§ **Task brief**:
Starting at the first line of the data, print each line verbatim up to and including the line bearing "string; mean: string;", omitting pictures.

════

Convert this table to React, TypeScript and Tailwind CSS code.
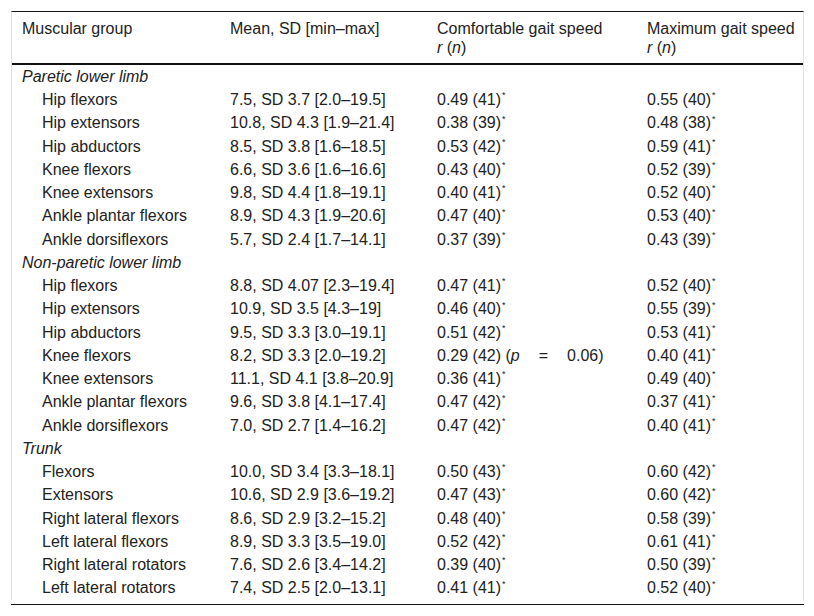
import React from "react";

type Row = { name: string; mean: string; comf: string; max: string; p?: boolean };

const sections: { title: string; rows: Row[] }[] = [
  {
    title: "Paretic lower limb",
    rows: [
      { name: "Hip flexors", mean: "7.5, SD 3.7 [2.0–19.5]", comf: "0.49 (41)", max: "0.55 (40)" },
      { name: "Hip extensors", mean: "10.8, SD 4.3 [1.9–21.4]", comf: "0.38 (39)", max: "0.48 (38)" },
      { name: "Hip abductors", mean: "8.5, SD 3.8 [1.6–18.5]", comf: "0.53 (42)", max: "0.59 (41)" },
      { name: "Knee flexors", mean: "6.6, SD 3.6 [1.6–16.6]", comf: "0.43 (40)", max: "0.52 (39)" },
      { name: "Knee extensors", mean: "9.8, SD 4.4 [1.8–19.1]", comf: "0.40 (41)", max: "0.52 (40)" },
      { name: "Ankle plantar flexors", mean: "8.9, SD 4.3 [1.9–20.6]", comf: "0.47 (40)", max: "0.53 (40)" },
      { name: "Ankle dorsiflexors", mean: "5.7, SD 2.4 [1.7–14.1]", comf: "0.37 (39)", max: "0.43 (39)" },
    ],
  },
  {
    title: "Non-paretic lower limb",
    rows: [
      { name: "Hip flexors", mean: "8.8, SD 4.07 [2.3–19.4]", comf: "0.47 (41)", max: "0.52 (40)" },
      { name: "Hip extensors", mean: "10.9, SD 3.5 [4.3–19]", comf: "0.46 (40)", max: "0.55 (39)" },
      { name: "Hip abductors", mean: "9.5, SD 3.3 [3.0–19.1]", comf: "0.51 (42)", max: "0.53 (41)" },
      { name: "Knee flexors", mean: "8.2, SD 3.3 [2.0–19.2]", comf: "0.29 (42)", max: "0.40 (41)", p: true },
      { name: "Knee extensors", mean: "11.1, SD 4.1 [3.8–20.9]", comf: "0.36 (41)", max: "0.49 (40)" },
      { name: "Ankle plantar flexors", mean: "9.6, SD 3.8 [4.1–17.4]", comf: "0.47 (42)", max: "0.37 (41)" },
      { name: "Ankle dorsiflexors", mean: "7.0, SD 2.7 [1.4–16.2]", comf: "0.47 (42)", max: "0.40 (41)" },
    ],
  },
  {
    title: "Trunk",
    rows: [
      { name: "Flexors", mean: "10.0, SD 3.4 [3.3–18.1]", comf: "0.50 (43)", max: "0.60 (42)" },
      { name: "Extensors", mean: "10.6, SD 2.9 [3.6–19.2]", comf: "0.47 (43)", max: "0.60 (42)" },
      { name: "Right lateral flexors", mean: "8.6, SD 2.9 [3.2–15.2]", comf: "0.48 (40)", max: "0.58 (39)" },
      { name: "Left lateral flexors", mean: "8.9, SD 3.3 [3.5–19.0]", comf: "0.52 (42)", max: "0.61 (41)" },
      { name: "Right lateral rotators", mean: "7.6, SD 2.6 [3.4–14.2]", comf: "0.39 (40)", max: "0.50 (39)" },
      { name: "Left lateral rotators", mean: "7.4, SD 2.5 [2.0–13.1]", comf: "0.41 (41)", max: "0.52 (40)" },
    ],
  },
];

const grid = "grid grid-cols-[208px_207px_210px_1fr]";
const cell = "pl-[10px] py-[2px] leading-[19.25px] whitespace-nowrap";

function Star() {
  return <sup className="text-[9px] relative top-[-0.75em] ml-[1px]">*</sup>;
}

export default function App() {
  return (
    <div className="bg-white min-h-screen pt-[11px] pl-[11px] pr-[10px] font-['Liberation_Sans',Arial,sans-serif] text-[16px] text-[#222]">
      <div className="border-t border-t-[#111] border-x border-x-[#e4e4e4]">
        {/* header */}
        <div className={`${grid} border-b-2 border-b-[#111] pt-[7px] pb-[5.5px] leading-[19.2px]`}>
          <div className="pl-[10px]">Muscular group</div>
          <div className="pl-[10px]">Mean, SD [min–max]</div>
          <div className="pl-[10px]">
            Comfortable gait speed
            <br />
            <i>r</i> (<i>n</i>)
          </div>
          <div className="pl-[10px]">
            Maximum gait speed
            <br />
            <i>r</i> (<i>n</i>)
          </div>
        </div>

        {/* body */}
        {sections.map((s) => (
          <div key={s.title}>
            <div className={grid}>
              <div className={`${cell} italic`}>{s.title}</div>
              <div className={cell} />
              <div className={cell} />
              <div className={cell} />
            </div>
            {s.rows.map((r) => (
              <div key={s.title + r.name} className={grid}>
                <div className={`${cell} pl-[30px]`}>{r.name}</div>
                <div className={cell}>{r.mean}</div>
                <div className={cell}>
                  {r.p ? (
                    <>
                      {r.comf} (<i>p</i>
                      <span className="mx-[19px]">=</span>0.06)
                    </>
                  ) : (
                    <>
                      {r.comf}
                      <Star />
                    </>
                  )}
                </div>
                <div className={cell}>
                  {r.max}
                  <Star />
                </div>
              </div>
            ))}
          </div>
        ))}
      </div>
      <div className="mt-[4px] border-t border-t-[#111]" />
    </div>
  );
}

════

§ **Exercise answer**:
Convert this table to React, TypeScript and Tailwind CSS code.
import React from "react";

type Row = { name: string; mean: string; comf: string; max: string; p?: boolean };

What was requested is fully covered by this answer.